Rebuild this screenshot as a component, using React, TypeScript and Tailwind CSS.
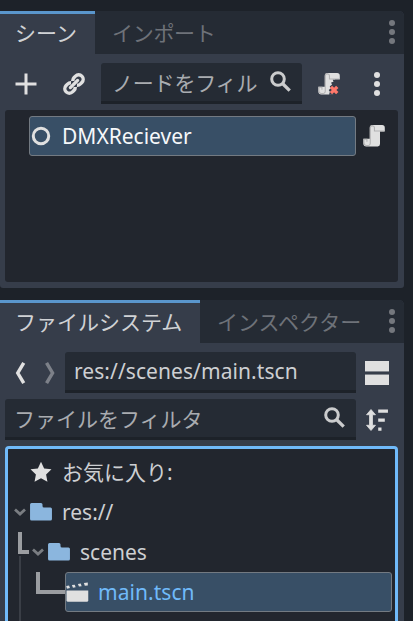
import type { ReactNode } from "react";

type SvgProps = { className?: string; children: ReactNode };

function Icon({ className = "", children }: SvgProps) {
  return (
    <svg viewBox="0 0 16 16" className={`block size-6 shrink-0 ${className}`} fill="#e0e0e0">
      {children}
    </svg>
  );
}

function Dots({ className = "" }: { className?: string }) {
  return (
    <svg viewBox="0 0 6 24" className={`block h-6 w-1.5 shrink-0 ${className}`} fill="currentColor">
      <circle cx="3" cy="3" r="3" />
      <circle cx="3" cy="12" r="3" />
      <circle cx="3" cy="21" r="3" />
    </svg>
  );
}

function Search() {
  return (
    <Icon>
      <g fill="none" stroke="#cbcccd">
        <circle cx="6" cy="6" r="4.2" strokeWidth="2" />
        <path d="M9 9l4.800 4.800" strokeWidth="2.200" />
      </g>
    </Icon>
  );
}

function Script({ broken = false }: { broken?: boolean }) {
  return (
    <Icon>
      <path d="M7 .7a1.800 1.800 0 0 0-1.800 1.800v7.300H.9V13a2 2 0 0 0 2 2H10.500A1.600 1.600 0 0 0 12 13.400V5h3.200V2.500A1.800 1.800 0 0 0 13.400.7z" />
      <path
        d="M5.500 2.500V12.800a1.500 1.500 0 0 1-1.500 1.500H3A1.700 1.700 0 0 1 1.300 12.700V10.200h2v1.600M5.500 2.500a1.500 1.500 0 0 1 1.500-1.400 1.400 1.400 0 0 1 1.300 1.400v2.200h6.500"
        fill="none"
        stroke="#b2b2b3"
        strokeWidth="0.700"
      />
      {broken && (
        <>
          <path d="M12.500 5.100H10.500L11 6.500l-1.600.5.6 1.500-1.500 1 .6 1.500-1.300 1 .8 1.200-.6 1.900h7V5.100z" fill="#363d4a" />
          <path d="M9.300 9.900l4.200 4.200m0-4.200L9.300 14.100" stroke="#ff786b" strokeWidth="2.200" />
        </>
      )}
    </Icon>
  );
}

function Folder() {
  return (
    <Icon className="text-[#8bb6de]">
      <path
        d="M1.700 2a1 1 0 0 0-1 1v9.700a1 1 0 0 0 1 1h12.600a1 1 0 0 0 1-1V6a1 1 0 0 0-1-1H10a1 1 0 0 1-1-1V3a1 1 0 0 0-1-1z"
        fill="currentColor"
      />
    </Icon>
  );
}

function Fold() {
  return (
    <svg viewBox="0 0 12 8" className="block h-2 w-3 shrink-0" fill="none">
      <path d="M1 1.500l5 4.500 5-4.500" stroke="#7a7d82" strokeWidth="2.800" />
    </svg>
  );
}

function Tabs({ active, other, activeClass, otherClass }: { active: string; other: string; activeClass: string; otherClass: string }) {
  return (
    <div className="flex h-[43px] overflow-hidden rounded-tr-[5px] bg-[#252b34]">
      <div className={`flex items-center border-t-[3px] border-[#5a96cc] bg-[#363d4a] pl-[15px] text-[#d0d2d5] ${activeClass}`}>
        <span className="-mt-[3px]">{active}</span>
      </div>
      <div className={`flex flex-1 items-center justify-between pl-[17px] pr-[9px] text-[#6e7279] ${otherClass}`}>
        <span>{other}</span>
        <Dots className="-mt-px text-[#74777d]" />
      </div>
    </div>
  );
}

function Field({ className, children }: { className: string; children: ReactNode }) {
  return (
    <div className={`flex h-[41px] items-center justify-between rounded-t-[3px] border-b-[3px] border-[#1d2229] bg-[#252b34] ${className}`}>
      {children}
    </div>
  );
}

export default function App() {
  return (
    <div className="flex h-[621px] w-[413px] flex-col gap-3 overflow-hidden whitespace-nowrap bg-[#1d2229] pt-[11px] font-['Noto_Sans','Noto_Sans_CJK_JP',sans-serif] text-[21px] leading-[30px] text-[#cdcfd2]">
      <section className="h-[277px] w-[404px] shrink-0 rounded-b-[3px] rounded-tr-[5px] bg-[#363d4a]">
        <Tabs active="シーン" other="インポート" activeClass="w-[95px]" otherClass="tracking-[-0.3px]" />
        <div className="flex h-14 items-center pl-[14px] pt-[3px]">
          <Icon>
            <path d="M7 1v6H1v2h6v6h2V9h6V7H9V1z" />
          </Icon>
          <Icon className="ml-6">
            <g transform="rotate(-45 8 8)" fill="none" stroke="#e0e0e0">
              <path d="M7.200 10A3.100 3.100 0 0 1 4.900 11H3.600a3 3 0 0 1 0-6h1.300A3.100 3.100 0 0 1 7.200 6" strokeWidth="2.300" />
              <path d="M8.800 6A3.100 3.100 0 0 1 11.100 5h1.300a3 3 0 0 1 0 6h-1.300A3.100 3.100 0 0 1 8.800 10" strokeWidth="2.300" />
              <path d="M4.600 8h6.800" strokeWidth="2.200" strokeLinecap="round" />
            </g>
          </Icon>
          <Field className="ml-[15px] w-[201px] pl-[11px] pr-[9px] text-[#a9acb0]">
            <span className="mt-0.5 tracking-[-0.2px]">ノードをフィル</span>
            <Search />
          </Field>
          <div className="ml-[15px]">
            <Script broken />
          </div>
          <Dots className="ml-[33px] text-[#e0e0e0]" />
        </div>
        <div className="ml-[5px] flex h-[172px] w-[393px] items-start rounded-[3px] bg-[#22262e] pl-6 pt-1.5">
          <div className="flex h-10 w-[327px] items-center rounded-[3px] border border-[#737a82] bg-[#384f66] text-[#f6f8fa]">
            <Icon className="-ml-px">
              <circle cx="8" cy="8" r="5.150" fill="none" stroke="#e0e0e0" strokeWidth="2" />
            </Icon>
            <span className="ml-[9px]">DMXReciever</span>
          </div>
          <div className="ml-1.5 flex h-10 items-center">
            <Script />
          </div>
        </div>
      </section>

      <section className="h-[321px] w-[404px] shrink-0 rounded-tr-[5px] bg-[#363d4a]">
        <Tabs active="ファイルシステム" other="インスペクター" activeClass="w-[200px]" otherClass="" />
        <div className="flex h-14 items-center pl-2 pt-[3px]">
          <Icon>
            <path d="M10.500 1.200L6.500 8l4 6.800" fill="none" stroke="#e0e0e0" strokeWidth="2.300" />
          </Icon>
          <Icon className="ml-1.5">
            <path d="M5.700 1.200L9.700 8l-4 6.800" fill="none" stroke="#7d8189" strokeWidth="2.300" />
          </Icon>
          <Field className="ml-[3px] w-[291px] pl-[9px]">
            <span className="-mt-px tracking-[0.07px]">res://scenes/main.tscn</span>
          </Field>
          <Icon className="ml-[9px]">
            <path d="M0 0h16v7.300H0zM0 8.700h16V16H0z" fill="#80848b" />
            <path d="M0 0h16v6.667H0zM0 9.333h16V16H0z" />
          </Icon>
        </div>
        <div className="flex h-[41px] items-center pl-[5px]">
          <Field className="w-[351px] pl-[9px] pr-[9px] text-[#a9acb0]">
            <span className="mt-0.5">ファイルをフィルタ</span>
            <Search />
          </Field>
          <Icon className="ml-[9px]">
            <path d="M4 1l3 3.500H5v7h2L4 15l-3-3.500h2v-7H1z" stroke="#e0e0e0" strokeWidth=".5" strokeLinejoin="round" />
            <path d="M8.800 1h6.500v2.200H8.800zM8.800 7h4.400v2.200H8.800zM8.800 13h2.200v2.200H8.800z" />
          </Icon>
        </div>
        <div className="ml-[5px] mt-1.5 flex h-[175px] w-[393px] flex-col overflow-hidden rounded-t-[4px] border-x-[3px] border-t-[3px] border-[#70bafa] bg-[#22262e] pt-[3px]">
          <div className="flex h-10 shrink-0 items-center pl-[21px]">
            <Icon>
              <path d="M8 1.200l2.100 4.400 4.900.6-3.600 3.500.9 4.800L8 12.200l-4.300 2.300.9-4.800L1 6.200l4.900-.6z" />
            </Icon>
            <span className="ml-[9px]">お気に入り:</span>
          </div>
          <div className="flex h-10 shrink-0 items-center pl-1.5">
            <Fold />
            <div className="ml-[3px]">
              <Folder />
            </div>
            <span className="ml-[9px] -mt-px">res://</span>
          </div>
          <div className="flex h-10 shrink-0 items-center pl-2.5">
            <div className="mb-[18px] h-[22px] w-[11px] border-b-4 border-l-4 border-[#9b9da1]" />
            <div className="ml-[3px]">
              <Fold />
            </div>
            <div className="ml-[3px]">
              <Folder />
            </div>
            <span className="ml-[9px] -mt-px">scenes</span>
          </div>
          <div className="flex h-[49px] shrink-0 items-start pl-[11px]">
            <div className="-mt-4 h-[65px] w-0.5 bg-[#3a3e46]" />
            <div className="ml-[15px] h-[22px] w-[29px] border-b-4 border-l-4 border-[#9b9da1]" />
            <div className="flex h-10 w-[327px] items-center rounded-[3px] border border-[#737a82] bg-[#384f66] text-[#70bafa]">
              <Icon className="-ml-px">
                <path d="M1 7h14.500v6.500a1 1 0 0 1-1 1H2a1 1 0 0 1-1-1z" />
                <path d="M.8 4l1.900-.3.600 1.600-2 .5zM4.600 3.400l1.900-.3.600 1.700-1.800.3zM8.600 2.700l1.900-.3.600 1.700-1.800.3zM12.600 2l2.600-.4v2l-2 .3z" />
              </Icon>
              <span className="-mt-px ml-[9px] tracking-[0.05px]">main.tscn</span>
            </div>
          </div>
        </div>
      </section>
    </div>
  );
}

◆ ◆ ◆

## Stated problem
Repeat the listing above exactly from its first line to the line containing "className?: string; children: ReactNode", both included, and omit the pictures.

## Solution to the problem
Rebuild this screenshot as a component, using React, TypeScript and Tailwind CSS.
import type { ReactNode } from "react";

type SvgProps = { className?: string; children: ReactNode };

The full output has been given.